1924-25 Student Handbook, unedited, p. 5

The Honor System

“An honor spirit, pervading all phases of student and faculty relations, has served to maintain a wholesome community life. There are recognized standards of community living to which members of the Reed community have pledged themselves. Though they are not codified they imply that the actions and attitudes of each individual should be guided by consideration not only for personal well-being, but for that of one’s fellows and the general welfare of the community. In all phases of college activity, every student is placed strictly upon his own honor to so order his conduct and affairs. This is an implicit trust which demands of each student that he play the game squarely with his fellows at all times. The honor spirit pervades in the dormitory as well as the classroom. 

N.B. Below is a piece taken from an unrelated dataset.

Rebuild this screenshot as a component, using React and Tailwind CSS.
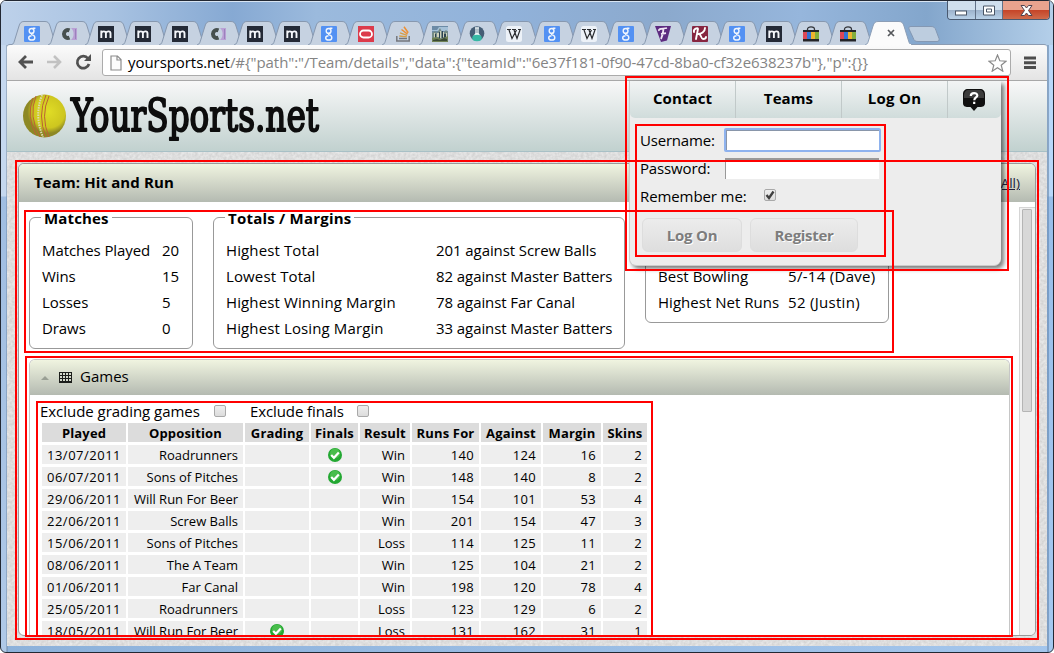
import React from "react";

const tabIcons = ["g", "c", "m", "m", "m", "c", "m", "m", "g", "o", "so", "pic", "flask", "w", "g", "w", "g", "f", "k", "g", "m", "shop", "shop"];

function Favicon({ kind }) {
  const svg = (children) => (
    <svg width="16" height="16" viewBox="0 0 16 16" className="block">
      {children}
    </svg>
  );
  if (kind === "g")
    return svg(
      <>
        <rect width="16" height="16" rx="1" fill="#5391f3" />
        <g fill="none" stroke="#f0f5fd" strokeWidth="1.4">
          <ellipse cx="7.6" cy="4.9" rx="2.4" ry="2.4" />
          <path d="M8.600 2.300h2.800M9.400 6.800C7 8 7 8.500 8.800 9.200c3 1.100 2.600 4.800-1 4.800-4 0-4.200-3.700-.3-4.200" />
        </g>
      </>
    );
  if (kind === "c")
    return svg(
      <>
        <path d="M10 2h6v12h-6c3.500-3 3.500-9 0-12z" fill="#b9a0d4" />
        <path d="M14.500 3v10" stroke="#9c80bd" />
        <path d="M8.500 4.300A4 4 0 1 0 8.500 11.700" fill="none" stroke="#47504f" strokeWidth="4" />
      </>
    );
  if (kind === "m")
    return svg(
      <>
        <rect width="16" height="16" fill="#242a36" />
        <path d="M3.300 12V4.500M3.300 7C4.500 4.800 7.500 4.800 7.900 7v5M7.900 7C9 4.800 12.500 4.800 12.500 7.500V12" fill="none" stroke="#f4f6fa" strokeWidth="1.900" />
      </>
    );
  if (kind === "o")
    return svg(
      <>
        <rect width="16" height="16" fill="#dc3b4b" />
        <rect x="2" y="4.500" width="12" height="7" rx="3.500" fill="none" stroke="#fff" strokeWidth="1.800" />
      </>
    );
  if (kind === "so")
    return svg(
      <>
        <path d="M1.800 10v5h12.400v-5" fill="none" stroke="#74777c" strokeWidth="1.500" />
        <path d="M4 12.500h8" stroke="#74777c" strokeWidth="1.700" />
        <path d="M4.300 10l7.600.9M5 6.900l7.100 2.500" stroke="#d59e49" strokeWidth="1.400" />
        <path d="M6.500 3.500l6 4.600M9 .7l4.200 6" stroke="#ed9034" strokeWidth="1.500" />
      </>
    );
  if (kind === "pic")
    return svg(
      <>
        <rect width="16" height="16" fill="#6c8ba6" />
        <path d="M0 4h5l2-3h9v4H0z" fill="#a5c1d8" />
        <path d="M0 7l3-2 2 2 3-5 2 4h2l2-2 2 2v10H0z" fill="#758b86" />
        <path d="M2 7h1v6H2zM5 7h2v4H5zM8 5h1v7H8zM11 6h1v5h-1zM14 7h1v4h-1z" fill="#cdd1bb" />
        <path d="M3 8h1v4H3zM7 6h1v7H7zM10 5h1v7h-1zM12 8h2v5h-2z" fill="#2c4352" />
        <path d="M0 12l4-1 5 2 7-3v6H0z" fill="#6f8155" />
        <path d="M1 14l4-1 3 1 4-2 3 1v2H1z" fill="#3a4a36" />
      </>
    );
  if (kind === "flask")
    return svg(
      <>
        <circle cx="8" cy="7.500" r="7.300" fill="#455d75" />
        <path d="M6 1.800h4M7 2.500v5L4.500 11M9 2.500v5l2.500 3.500" fill="none" stroke="#edf6f7" strokeWidth="1.300" />
        <path d="M7.200 7h1.600l2.500 4H4.700z" fill="#edf6f7" />
        <ellipse cx="8" cy="12" rx="4.800" ry="3.200" fill="#36b8a4" />
      </>
    );
  if (kind === "w")
    return svg(
      <>
        <rect width="16" height="16" rx="2.500" fill="#edf2f8" />
        <path d="M1 3.500h4M6 3.500h4M12 3.500h3M3 4l3 8.500L10.500 4M8 4l3 8.500L14 4" fill="none" stroke="#292b2f" strokeWidth="1.200" />
      </>
    );
  if (kind === "f")
    return svg(
      <>
        <path d="M0 0h16l-4 14.500-6 1.500z" fill="#5d2b80" />
        <path d="M4 5c-1-3 4-2 8-3M8.500 3C8 8 7 11 6 13M6 8l5-.800" fill="none" stroke="#f0e6f5" strokeWidth="1.800" />
      </>
    );
  if (kind === "k")
    return svg(
      <>
        <rect width="16" height="16" rx="1" fill="#872540" />
        <path d="M2 6C1 3 6 1 6 3L4 13M13 2C13 6 9 8 6 8M7 8c2 0 2 5 4 5s3-1 3-2" fill="none" stroke="#fff" strokeWidth="1.900" strokeLinecap="round" />
      </>
    );
  return svg(
    <>
      <path d="M4.500 5V3.500C4.500 0 11.500 0 11.500 3.500V5" fill="none" stroke="#34363c" strokeWidth="1.300" />
      <path d="M0 4h16v11.500H0z" fill="#242529" />
      <path d="M0 6h4v7H0z" fill="#dd4856" />
      <path d="M4 6h4v7H4z" fill="#3374d6" />
      <path d="M8 6h4v7H8z" fill="#eeb42e" />
      <path d="M12 6h4v7h-4z" fill="#83ae3c" />
    </>
  );
}

function Tab({ kind, active }) {
  return (
    <div className={active ? "relative z-10 -mr-[4px] h-6 w-[47px] shrink-0" : "relative -mr-[9.9px] h-6 w-[47px] shrink-0"}>
      <svg width="47" height="24" viewBox="0 0 47 24" className="absolute inset-0">
        <path
          d="M0 24C3 23 3 21 4 18L8 5C9 2 10 .500 13 .500H34C37 .500 38 2 39 5L43 18C44 21 44 23 47 24"
          fill={active ? "#fbfbfb" : "#c6d2e1"}
          stroke={active ? "#8c9eb6" : "#8798af"}
          strokeWidth="1"
        />
        {active && <path d="M2 24h44" stroke="#fbfbfb" strokeWidth="2" />}
      </svg>
      <div className="relative flex h-full items-center pl-[13px] pt-px">
        {active ? (
          <svg width="8" height="8" viewBox="0 0 8 8" className="ml-[9px] -mt-px">
            <path d="M1 1l6 6M7 1l-6 6" stroke="#55575b" strokeWidth="1.700" />
          </svg>
        ) : (
          <Favicon kind={kind} />
        )}
      </div>
    </div>
  );
}

function TitleBar() {
  return (
    <div className="flex h-[44px] items-end bg-[linear-gradient(90deg,#bdd1ea_0%,#a9c3e2_10%,#86a9d3_22%,#9bbadd_30%,#91b2da_48%,#8ba9cd_63%,#96b6dc_76%,#83a6cc_88%,#b4cfe9_100%)] pl-[10px] shadow-[inset_0_1px_0_#d8e5f3]">
      <div className="flex flex-1">
        {tabIcons.map((kind, i) => (
          <Tab kind={kind} key={i} />
        ))}
        <Tab active />
        <svg width="32" height="16" viewBox="0 0 32 16" className="mt-[5px] shrink-0">
          <path d="M3 .500h20c3 0 4 1 5 4l3 8c.500 2-.500 3-2 3H10c-3 0-4-1-5-4L1 3C.500 1.500 1 .500 3 .500z" fill="#bdcddf" stroke="#8498b3" />
        </svg>
      </div>
      <div className="mr-[3px] flex h-[19px] w-[103px] shrink-0 self-start overflow-hidden rounded-b-[4px] border border-t-0 border-[#49596f] -ml-[103px]">
        <div className="flex w-7 items-center justify-center border-r border-[#617187] bg-[linear-gradient(#d0dfed_0_48%,#9cb2cb_50%,#b9d1e8)] pt-[6px]">
          <svg width="13" height="6"><rect x=".500" y="1" width="11" height="4" fill="#fff" stroke="#4a5666" /></svg>
        </div>
        <div className="flex w-[27px] items-center justify-center border-r border-[#617187] bg-[linear-gradient(#d0dfed_0_48%,#9cb2cb_50%,#b9d1e8)] pt-px">
          <svg width="13" height="11"><path d="M.500 1h11v9H.500zM3.500 4h5v3h-5z" fill="#fff" stroke="#4a5666" /></svg>
        </div>
        <div className="flex flex-1 items-center justify-center bg-[linear-gradient(#e9a38e_0_48%,#c54327_50%,#cf6b4b)] pt-px">
          <svg width="13" height="11" viewBox="0 0 13 11">
            <path d="M1 .500h3.500l2 2.500 2-2.500H12L8.500 5.500 12 10.500H8.500l-2-2.500-2 2.500H1L4.500 5.500z" fill="#fff" stroke="#50434f" />
          </svg>
        </div>
      </div>
    </div>
  );
}

function Toolbar() {
  return (
    <div className="flex h-[37px] items-start rounded-t-[3px] border-b border-t border-b-[#a8a8a8] border-t-[#8b9bb1] bg-[linear-gradient(#fbfbfb,#e4e4e4)] pl-[10px] pt-[4px]">
      <svg width="76" height="26" viewBox="0 0 76 26" fill="none" className="mr-[9px]">
        <path d="M16 13H3M9 7l-6 6 6 6" stroke="#515151" strokeWidth="2.800" />
        <path d="M30 13h13M37 7l6 6-6 6" stroke="#c2c2c2" strokeWidth="2.600" />
        <path d="M71 9.500A6 6 0 1 0 72 15" stroke="#515151" strokeWidth="2.700" />
        <path d="M74 5v7h-7z" fill="#515151" />
      </svg>
      <div className="flex h-[27px] w-[909px] items-center rounded-[3px] border border-[#ababab] bg-white pl-[7px] pr-[3px]">
        <svg width="12" height="16" viewBox="0 0 12 16" className="mr-[6px]">
          <path d="M1 1h6.500L11 4.500V15H1zM7 1v4h4" fill="#fcfcfc" stroke="#8c8c8c" strokeWidth="1.200" />
        </svg>
        <span className="flex-1 whitespace-pre pb-[2px] text-[15px] leading-[20px] tracking-[-0.060px] text-[#848484]">
          <span className="text-black">yoursports.net</span>
          {'/#{"path":"/Team/details","data":{"teamId":"6e37f181-0f90-47cd-8ba0-cf32e638237b"},"p":{}}'}
        </span>
        <svg width="19" height="18" viewBox="0 0 19 18">
          <path d="M9.500 1l2.300 5.800 6.200.400-4.800 4 1.600 6-5.300-3.400-5.300 3.400 1.600-6-4.800-4 6.200-.400z" fill="#fff" stroke="#8a8a8a" strokeWidth="1.200" />
        </svg>
      </div>
      <svg width="14" height="14" className="ml-[12px] mt-[7px]">
        <path d="M1 2h12M1 6.800h12M1 11.600h12" stroke="#4d4d4d" strokeWidth="3" />
      </svg>
    </div>
  );
}

function SiteHeader() {
  return (
    <header className="relative flex h-[71px] items-start border-b border-[#a8c0c6] bg-[linear-gradient(#f8f8f8,#c1d1cf)] pl-4 pt-[13px]">
      <svg width="310" height="56" viewBox="0 0 310 56">
        <defs>
          <radialGradient id="ball" cx=".6" cy=".4">
            <stop offset="0" stopColor="#e0dc26" />
            <stop offset=".75" stopColor="#cdc61f" />
            <stop offset="1" stopColor="#8d8824" />
          </radialGradient>
          <filter id="worn" x="-5%" y="-10%" width="110%" height="120%">
            <feTurbulence type="fractalNoise" baseFrequency=".5" numOctaves="2" result="n" />
            <feDisplacementMap in="SourceGraphic" in2="n" scale="1.500" xChannelSelector="R" yChannelSelector="G" />
          </filter>
        </defs>
        <circle cx="21.500" cy="22" r="21.500" fill="url(#ball)" />
        <g fill="none">
          <path d="M10 4Q3 22 13 41M13 2Q5 22 17 43M23 1Q14 22 23 43M26 2Q17 22 26 43" stroke="#bc6135" strokeWidth="1" />
          <path d="M19 1Q11 22 20 43" stroke="#ddd9b2" strokeWidth="2" strokeDasharray="1.500 1" />
        </g>
        <text x="48" y="37" fontFamily="DejaVu Serif" fontSize="44" textLength="248" lengthAdjust="spacingAndGlyphs" fill="#080808" stroke="#080808" strokeWidth="2" strokeLinejoin="round" filter="url(#worn)">YourSports.net</text>
      </svg>
    </header>
  );
}

function StatBox({ title, rows, className, first, second = "", legend = "" }) {
  return (
    <fieldset className={"rounded-[6px] border border-[#999] pl-3 " + className}>
      {title && <legend className={"-ml-px h-[16px] whitespace-nowrap px-[3px] text-[15px] font-bold leading-[18px] " + legend}>{title}</legend>}
      <div className={title ? "mt-[12px]" : "mt-[53px]"}>
        {rows.map(([a, b], i) => (
          <div key={i} className="flex h-[26px] items-center whitespace-nowrap text-[15px]">
            <span className={first}>{a}</span>
            <span className={second}>{b}</span>
          </div>
        ))}
      </div>
    </fieldset>
  );
}

function Tick() {
  return (
    <svg width="16" height="16" viewBox="0 0 16 16" className="inline-block">
      <circle cx="8" cy="8" r="7" fill="#23a832" />
      <circle cx="8" cy="6.500" r="5" fill="#49bd4c" />
      <path d="M4.200 8l2.700 2.800L11.800 5.500" fill="none" stroke="#fff" strokeWidth="2.200" />
    </svg>
  );
}

function Check({ checked }) {
  return (
    <span className="mb-[2px] inline-flex h-3 w-3 shrink-0 items-center justify-center rounded-[2px] border border-[#a9a9a9] bg-[linear-gradient(#eee,#dcdcdc)]">
      {checked && (
        <svg width="10" height="10" viewBox="0 0 10 10">
          <path d="M1.500 5l2.500 3L8.500 1.500" fill="none" stroke="#3f3f3f" strokeWidth="2.300" />
        </svg>
      )}
    </span>
  );
}

const columns = ["Played", "Opposition", "Grading", "Finals", "Result", "Runs For", "Against", "Margin", "Skins"];
const games = [
  ["13/07/2011", "Roadrunners", "", "t", "Win", 140, 124, 16, 2],
  ["06/07/2011", "Sons of Pitches", "", "t", "Win", 148, 140, 8, 2],
  ["29/06/2011", "Will Run For Beer", "", "", "Win", 154, 101, 53, 4],
  ["22/06/2011", "Screw Balls", "", "", "Win", 201, 154, 47, 3],
  ["15/06/2011", "Sons of Pitches", "", "", "Loss", 114, 125, 11, 2],
  ["08/06/2011", "The A Team", "", "", "Win", 125, 104, 21, 2],
  ["01/06/2011", "Far Canal", "", "", "Win", 198, 120, 78, 4],
  ["25/05/2011", "Roadrunners", "", "", "Loss", 123, 129, 6, 2],
  ["18/05/2011", "Will Run For Beer", "t", "", "Loss", 131, 162, 31, 1],
];

function cellClass(i) {
  if (i === 2 || i === 3) return "flex items-center justify-center";
  if (i === 0) return "pr-[5px] text-right tracking-[0.5px]";
  if (i > 4) return "pr-[5px] text-right tracking-[0.35px]";
  return "pr-[5px] text-right";
}

function Games() {
  return (
    <section className="mt-[10px] w-[981px] rounded-t-[6px] border border-b-0 border-[#c6c6c6]">
      <h2 className="flex h-[35px] items-center rounded-t-[5px] bg-[linear-gradient(#f0f4e0,#b4bab1)] pl-[11px] text-[15px]">
        <svg width="8" height="4" className="mr-[10px]"><path d="M0 4l4-4 4 4z" fill="#999f94" /></svg>
        <svg width="13" height="11" className="mr-[8px]">
          <rect width="13" height="11" fill="#1c1e1b" />
          <path d="M1 1h2v2H1zM4 1h2v2H4zM7 1h2v2H7zM10 1h2v2h-2zM1 4h2v2H1zM4 4h2v2H4zM7 4h2v2H7zM10 4h2v2h-2zM1 7h2v2H1zM4 7h2v2H4zM7 7h2v2H7zM10 7h2v2h-2z" fill="#d5dacc" />
        </svg>
        <span className="pb-[2px]">Games</span>
      </h2>
      <div className="pl-[10px] pt-[7px]">
        <div className="flex h-[19px] items-center text-[15px] leading-[19px]">
          <span className="w-[174px] tracking-[-0.040px]">Exclude grading games</span>
          <Check />
          <span className="ml-6 w-[107px] tracking-[-0.100px]">Exclude finals</span>
          <Check />
        </div>
        <div className="ml-[2px] mt-[2px] grid w-[605px] grid-cols-[84px_115px_64px_47px_50px_67px_60px_58px_44px] gap-x-[2px] gap-y-[3px] text-[13px] leading-[21px]">
          {columns.map((c) => (
            <div key={c} className="h-[19px] whitespace-nowrap bg-[#dcdcdc] text-center font-bold tracking-[0.15px]">{c}</div>
          ))}
          {games.map((row, r) =>
            row.map((v, i) => (
              <div key={r + "-" + i} className={"h-[19px] whitespace-nowrap bg-[#eee] " + cellClass(i)}>
                {v === "t" ? <Tick /> : v}
              </div>
            ))
          )}
        </div>
      </div>
    </section>
  );
}

function TeamPanel() {
  return (
    <main className="relative mx-[11px] mt-[11px] h-[473px] w-[1018px] overflow-hidden rounded-[6px] border border-[#999] bg-white">
      <div className="flex h-[38px] items-center justify-between bg-[linear-gradient(#f0f4e0,#b4bab1)] pl-[15px] pr-[15px] text-[15px]">
        <h1 className="pb-[2px] font-bold tracking-[0.120px]">Team: Hit and Run</h1>
        <a className="pt-px text-[13.5px] text-[#20203a] underline">(All)</a>
      </div>
      <div className="flex justify-between">
        <div className="h-[434px] overflow-hidden pl-[10px] pt-[7px]">
          <div className="flex items-start">
            <StatBox title="Matches" legend="tracking-[0.150px]" className="mr-5 h-[140px] w-[164px]" first="w-[120px] tracking-[-0.080px]" rows={[["Matches Played", 20], ["Wins", 15], ["Losses", 5], ["Draws", 0]]} />
            <StatBox title="Totals / Margins" legend="tracking-[0.220px]" className="mr-5 h-[140px] w-[412px]" first="w-[210px] tracking-[0.120px]" second="tracking-[-0.080px]" rows={[["Highest Total", "201 against Screw Balls"], ["Lowest Total", "82 against Master Batters"], ["Highest Winning Margin", "78 against Far Canal"], ["Highest Losing Margin", "33 against Master Batters"]]} />
            <StatBox className="h-[114px] w-[244px]" first="w-[130px] tracking-[0.030px]" second="tracking-[0.300px]" rows={[["Best Bowling", "5/-14 (Dave)"], ["Highest Net Runs", "52 (Justin)"]]} />
          </div>
          <Games />
        </div>
        <div className="mt-[5px] h-[428px] w-[16px] border-l border-t border-[#d5d5d5] bg-[#f1f1f1] pl-[2px] pt-px">
          <div className="h-[203px] w-[10px] rounded-[1px] border border-[#b5b5b5] bg-[#d8d8d8]" />
        </div>
      </div>
    </main>
  );
}

function LogonMenu() {
  const tab = "flex items-center justify-center border-r border-[#c1c9c9] pb-[2px] text-[15px] font-bold";
  return (
    <aside className="absolute left-[629px] top-[81px] h-[185px] w-[372px] rounded-b-[7px] border-b border-l border-[#ccc] bg-[#ededed] shadow-[3px_3px_4px_rgba(0,0,0,0.5)]">
      <nav className="flex h-[37px] rounded-b-[5px] bg-[linear-gradient(#f2f4f4,#d0dcdb)]">
        <a className={tab + " w-[106px] tracking-[0.100px]"}>Contact</a>
        <a className={tab + " w-[106px] tracking-[0.100px]"}>Teams</a>
        <a className={tab + " w-[106px] tracking-[0.300px]"}>Log On</a>
        <a className="flex flex-1 items-center justify-center pr-[2px]">
          <svg width="22" height="22" viewBox="0 0 22 22">
            <path d="M5 0h12c3 0 5 2 5 5v9c0 3-2 4-5 4h-2.500L11 22l-3.500-4H5c-3 0-5-1-5-4V5c0-3 2-5 5-5z" fill="#101010" />
            <path d="M1 6c0-3 2-5 4-5h12c2 0 4 2 4 5v3H1z" fill="#3c3c3c" />
            <path d="M7.800 7c0-4 6.500-3.600 6.500-.600 0 2-3 2.200-3 4.800M11.200 12.800v2.200" fill="none" stroke="#fff" strokeWidth="2.200" />
          </svg>
        </a>
      </nav>
      <form className="pl-[10px] pt-[8px] text-[15px]">
        <div className="flex h-7 items-center">
          <label className="w-[84px] tracking-[-0.200px]">Username:</label>
          <div className="h-[24px] w-[157px] rounded-[2px] border-2 border-[#8eb2ee] bg-white shadow-[inset_1px_1px_0_#8996aa]" />
        </div>
        <div className="flex h-7 items-center">
          <label className="w-[85px] tracking-[-0.150px]">Password:</label>
          <div className="h-[21px] w-[154px] border-l border-t-2 border-[#999] bg-white" />
        </div>
        <div className="flex h-7 items-center">
          <label className="w-[124px] tracking-[-0.100px]">Remember me:</label>
          <Check checked />
        </div>
        <div className="mt-[8px] flex gap-2 pl-[2px] font-bold text-[#7d7d7d]">
          <div className="flex h-[34px] w-[100px] items-center justify-center rounded-[6px] border border-[#ddd] bg-[linear-gradient(#ececec,#dedede)] tracking-[-0.2px] [text-shadow:1px_1px_0_#fff]">Log On</div>
          <div className="flex h-[34px] w-[108px] items-center justify-center rounded-[6px] border border-[#ddd] bg-[linear-gradient(#ececec,#dedede)] tracking-[-0.3px] [text-shadow:1px_1px_0_#fff]">Register</div>
        </div>
      </form>
    </aside>
  );
}

export default function App() {
  return (
    <div className="relative h-[653px] w-[1054px] overflow-hidden rounded-[6px] border border-[#222833] bg-[linear-gradient(90deg,#c5d8ef_0_5px,#76899e_6px,#9abbdf_7px,#b6d4f5_1046px,#5b7593_1047px,#b8d8fa_1048px)] font-['Open_Sans','Noto_Sans',sans-serif] text-black">
      <div className="-m-px flex h-[653px] flex-col bg-[linear-gradient(transparent_0_196px,rgba(90,140,200,0.35)_197px,rgba(90,140,200,0.2)_100%)] px-[7px] pt-px">
        <div className="-mx-[6px] -mt-px pt-px"><TitleBar /></div>
        <div className="-mt-px flex h-[602px] w-[1040px] flex-col">
          <Toolbar />
          <SiteHeader />
          <div className="relative flex-1 overflow-hidden bg-[#dfdfdf]">
            <svg width="1040" height="494" className="absolute inset-0">
              <filter id="paper" x="0" y="0" width="100%" height="100%" colorInterpolationFilters="sRGB">
                <feTurbulence type="fractalNoise" baseFrequency=".35" numOctaves="2" />
                <feColorMatrix values=".14 0 0 0 .8 .14 0 0 0 .8 .14 0 0 0 .8 0 0 0 0 1" />
              </filter>
              <rect width="1040" height="494" filter="url(#paper)" />
            </svg>
            <TeamPanel />
          </div>
        </div>
      </div>
      <div className="absolute -left-px -top-px h-[653px] w-[1054px]">
        <LogonMenu />
        <div className="absolute left-[625px] top-[76px] h-[195px] w-[384px] border-2 border-[#f00]" />
        <div className="absolute left-[635px] top-[124px] h-[133px] w-[251px] border-2 border-[#f00]" />
        <div className="absolute left-[15px] top-[160px] h-[480px] w-[1024px] border-2 border-[#f00]" />
        <div className="absolute left-[24px] top-[210px] h-[143px] w-[870px] border-2 border-[#f00]" />
        <div className="absolute left-[25px] top-[356px] h-[281px] w-[988px] border-2 border-[#f00]" />
        <div className="absolute left-[36px] top-[401px] h-[236px] w-[617px] border-2 border-[#f00]" />
      </div>
    </div>
  );
}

There have been many objections against a system that allows the student such freedom, however, if college should teach us anything, it should teach us how to live among our fellows in an upright and honorable way. This is an opportunity given to us by the Regents and the faculty, and we should be proud of it.*

As the fundamental basis of our community life, the Honor Spirit is a cherished tradition at Reed. Failure to observe and respect it by consciously refusing to recognize the standards of living is a breach of the trust between the 300 members of the Reed community and is subject to action by the community government which seeks to preserve the honor spirit as the basis our [sic] community life.”

*Writer note: This paragraph appears in the 1924-25 handbook, but is curiously absent from the 1925 Griffin!

So what? Well, there are many more codifications of the honor system. I will be looking for how these writings change through the years, in relation to contemporaneous events, and what the takeaways are for today’s Reed. The honor system was created by student influence, and it’s important that we make an honor system that is comprehensible and just. More is coming in the fall semester!